§ SOURCE EXCERPT
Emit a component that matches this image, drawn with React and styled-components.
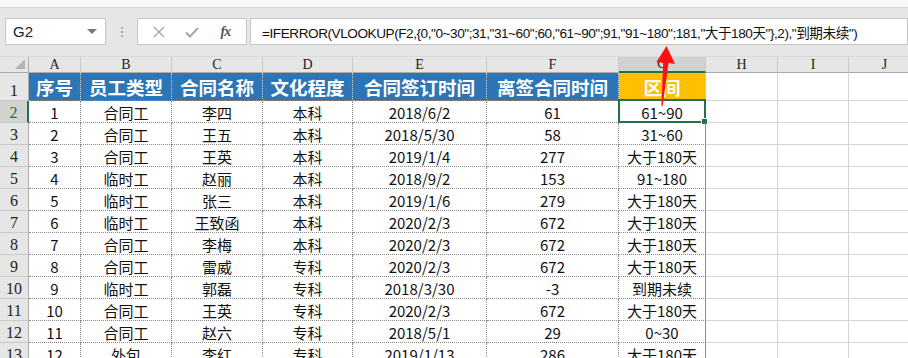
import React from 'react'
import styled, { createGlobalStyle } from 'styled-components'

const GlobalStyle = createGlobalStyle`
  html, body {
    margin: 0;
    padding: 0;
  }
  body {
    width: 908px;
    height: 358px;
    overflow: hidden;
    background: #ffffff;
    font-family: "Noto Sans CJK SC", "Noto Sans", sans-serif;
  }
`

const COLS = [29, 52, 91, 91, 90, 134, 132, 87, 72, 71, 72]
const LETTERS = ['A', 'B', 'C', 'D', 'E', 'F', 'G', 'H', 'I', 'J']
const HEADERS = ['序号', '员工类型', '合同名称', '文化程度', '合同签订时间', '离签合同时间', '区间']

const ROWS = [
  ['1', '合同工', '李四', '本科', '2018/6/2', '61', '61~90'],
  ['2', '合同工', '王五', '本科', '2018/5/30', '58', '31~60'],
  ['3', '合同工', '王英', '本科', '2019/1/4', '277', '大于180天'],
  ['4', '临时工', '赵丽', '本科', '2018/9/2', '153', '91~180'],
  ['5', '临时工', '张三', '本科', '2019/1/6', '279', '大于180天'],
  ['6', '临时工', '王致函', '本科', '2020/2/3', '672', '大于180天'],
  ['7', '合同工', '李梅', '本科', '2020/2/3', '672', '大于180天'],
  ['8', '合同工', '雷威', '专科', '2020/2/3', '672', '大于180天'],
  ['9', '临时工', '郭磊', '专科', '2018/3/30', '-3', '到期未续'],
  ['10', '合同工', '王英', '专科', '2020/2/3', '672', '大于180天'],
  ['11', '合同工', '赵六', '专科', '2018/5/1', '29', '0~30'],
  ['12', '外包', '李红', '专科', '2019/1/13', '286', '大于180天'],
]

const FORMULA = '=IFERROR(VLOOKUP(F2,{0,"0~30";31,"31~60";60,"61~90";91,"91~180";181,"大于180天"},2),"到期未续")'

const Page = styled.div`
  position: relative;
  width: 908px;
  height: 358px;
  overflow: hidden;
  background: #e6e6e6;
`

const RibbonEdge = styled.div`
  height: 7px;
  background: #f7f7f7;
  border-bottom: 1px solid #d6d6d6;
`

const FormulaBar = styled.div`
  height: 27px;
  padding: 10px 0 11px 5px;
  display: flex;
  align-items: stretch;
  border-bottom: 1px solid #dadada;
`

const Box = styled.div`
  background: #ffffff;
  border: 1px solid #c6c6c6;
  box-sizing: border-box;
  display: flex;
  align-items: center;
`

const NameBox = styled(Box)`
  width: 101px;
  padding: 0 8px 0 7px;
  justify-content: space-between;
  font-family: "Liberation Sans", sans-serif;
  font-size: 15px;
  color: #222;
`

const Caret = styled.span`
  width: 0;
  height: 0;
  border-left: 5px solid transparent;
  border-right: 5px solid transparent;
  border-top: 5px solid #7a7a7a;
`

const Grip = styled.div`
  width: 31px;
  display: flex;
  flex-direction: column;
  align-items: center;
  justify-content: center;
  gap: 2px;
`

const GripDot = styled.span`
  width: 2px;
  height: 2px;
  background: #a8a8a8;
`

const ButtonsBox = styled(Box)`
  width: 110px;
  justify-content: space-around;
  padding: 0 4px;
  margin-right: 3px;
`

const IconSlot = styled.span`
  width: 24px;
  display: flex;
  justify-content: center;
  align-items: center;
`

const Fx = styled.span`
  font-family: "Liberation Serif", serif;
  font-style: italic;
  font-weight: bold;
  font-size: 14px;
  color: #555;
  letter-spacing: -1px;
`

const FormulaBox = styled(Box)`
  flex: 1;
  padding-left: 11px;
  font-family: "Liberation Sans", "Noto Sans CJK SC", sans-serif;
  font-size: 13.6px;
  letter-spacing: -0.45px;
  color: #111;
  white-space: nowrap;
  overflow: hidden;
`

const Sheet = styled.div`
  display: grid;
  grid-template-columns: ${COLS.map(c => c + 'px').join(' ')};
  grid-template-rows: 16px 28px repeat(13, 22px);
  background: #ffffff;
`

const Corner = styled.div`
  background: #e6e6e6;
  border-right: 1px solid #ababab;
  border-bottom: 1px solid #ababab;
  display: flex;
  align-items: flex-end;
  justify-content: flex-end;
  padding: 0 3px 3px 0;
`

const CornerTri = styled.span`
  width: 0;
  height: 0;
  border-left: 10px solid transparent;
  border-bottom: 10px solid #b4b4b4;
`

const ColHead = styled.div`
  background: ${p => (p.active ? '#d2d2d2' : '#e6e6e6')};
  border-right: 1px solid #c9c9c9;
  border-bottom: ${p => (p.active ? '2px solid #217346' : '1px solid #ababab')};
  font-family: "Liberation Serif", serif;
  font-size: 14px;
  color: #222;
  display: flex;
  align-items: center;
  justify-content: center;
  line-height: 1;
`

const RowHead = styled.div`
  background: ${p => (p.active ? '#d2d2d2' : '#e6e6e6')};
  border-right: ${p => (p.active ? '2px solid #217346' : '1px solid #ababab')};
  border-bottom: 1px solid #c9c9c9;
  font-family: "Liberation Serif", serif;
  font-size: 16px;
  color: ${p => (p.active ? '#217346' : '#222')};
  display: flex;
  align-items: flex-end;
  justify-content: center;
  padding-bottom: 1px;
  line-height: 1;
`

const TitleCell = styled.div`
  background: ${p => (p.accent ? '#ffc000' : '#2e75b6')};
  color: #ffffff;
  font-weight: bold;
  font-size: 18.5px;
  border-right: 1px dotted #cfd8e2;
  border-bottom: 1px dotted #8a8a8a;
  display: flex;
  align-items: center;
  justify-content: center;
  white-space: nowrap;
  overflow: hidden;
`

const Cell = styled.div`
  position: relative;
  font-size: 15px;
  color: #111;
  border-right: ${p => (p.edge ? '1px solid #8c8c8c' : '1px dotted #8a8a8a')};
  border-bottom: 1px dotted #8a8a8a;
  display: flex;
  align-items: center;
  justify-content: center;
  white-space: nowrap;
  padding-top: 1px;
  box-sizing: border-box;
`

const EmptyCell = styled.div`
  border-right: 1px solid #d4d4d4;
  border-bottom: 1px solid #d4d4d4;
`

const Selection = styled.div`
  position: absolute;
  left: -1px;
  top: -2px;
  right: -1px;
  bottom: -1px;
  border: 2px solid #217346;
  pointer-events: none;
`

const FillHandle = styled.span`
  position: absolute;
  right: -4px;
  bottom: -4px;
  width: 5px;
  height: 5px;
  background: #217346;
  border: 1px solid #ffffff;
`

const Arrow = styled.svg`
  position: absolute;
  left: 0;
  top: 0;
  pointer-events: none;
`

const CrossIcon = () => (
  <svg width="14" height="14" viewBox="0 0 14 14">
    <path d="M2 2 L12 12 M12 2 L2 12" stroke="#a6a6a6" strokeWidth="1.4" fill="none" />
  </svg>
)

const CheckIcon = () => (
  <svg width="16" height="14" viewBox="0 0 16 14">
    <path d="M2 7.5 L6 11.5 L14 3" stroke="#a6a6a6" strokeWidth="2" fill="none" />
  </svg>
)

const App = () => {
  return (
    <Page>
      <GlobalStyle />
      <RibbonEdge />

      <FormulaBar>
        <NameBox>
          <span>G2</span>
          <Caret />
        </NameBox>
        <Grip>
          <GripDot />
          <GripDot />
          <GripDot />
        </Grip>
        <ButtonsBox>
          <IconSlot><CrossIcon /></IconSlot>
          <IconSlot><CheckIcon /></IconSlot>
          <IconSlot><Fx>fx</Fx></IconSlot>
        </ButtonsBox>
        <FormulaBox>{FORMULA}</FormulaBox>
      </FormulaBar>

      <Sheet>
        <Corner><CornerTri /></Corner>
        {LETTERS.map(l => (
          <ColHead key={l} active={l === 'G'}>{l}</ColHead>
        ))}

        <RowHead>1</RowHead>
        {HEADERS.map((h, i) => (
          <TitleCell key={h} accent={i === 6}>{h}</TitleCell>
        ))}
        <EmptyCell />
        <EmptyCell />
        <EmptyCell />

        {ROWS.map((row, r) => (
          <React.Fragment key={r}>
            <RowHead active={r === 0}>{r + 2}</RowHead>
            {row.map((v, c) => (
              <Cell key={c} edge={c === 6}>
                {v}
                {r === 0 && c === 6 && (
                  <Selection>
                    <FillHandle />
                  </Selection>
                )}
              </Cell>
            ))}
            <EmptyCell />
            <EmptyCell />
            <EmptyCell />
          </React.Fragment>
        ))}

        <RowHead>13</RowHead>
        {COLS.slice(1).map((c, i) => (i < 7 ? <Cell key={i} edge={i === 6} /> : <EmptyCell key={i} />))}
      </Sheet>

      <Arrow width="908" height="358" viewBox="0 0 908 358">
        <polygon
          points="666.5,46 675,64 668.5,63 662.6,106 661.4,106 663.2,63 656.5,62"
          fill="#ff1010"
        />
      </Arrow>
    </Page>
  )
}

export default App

§ WHAT IS BEING ASKED
Repeat the lines above, starting at the first and stopping after the line that holds "['序号', '员工类型', '合同名称', '文化程度', '合同签订时间', '离签合同时间', '区间']", with the pictures left out.

§ RESULT OF THE TASK
Emit a component that matches this image, drawn with React and styled-components.
import React from 'react'
import styled, { createGlobalStyle } from 'styled-components'

const GlobalStyle = createGlobalStyle`
  html, body {
    margin: 0;
    padding: 0;
  }
  body {
    width: 908px;
    height: 358px;
    overflow: hidden;
    background: #ffffff;
    font-family: "Noto Sans CJK SC", "Noto Sans", sans-serif;
  }
`

const COLS = [29, 52, 91, 91, 90, 134, 132, 87, 72, 71, 72]
const LETTERS = ['A', 'B', 'C', 'D', 'E', 'F', 'G', 'H', 'I', 'J']
const HEADERS = ['序号', '员工类型', '合同名称', '文化程度', '合同签订时间', '离签合同时间', '区间']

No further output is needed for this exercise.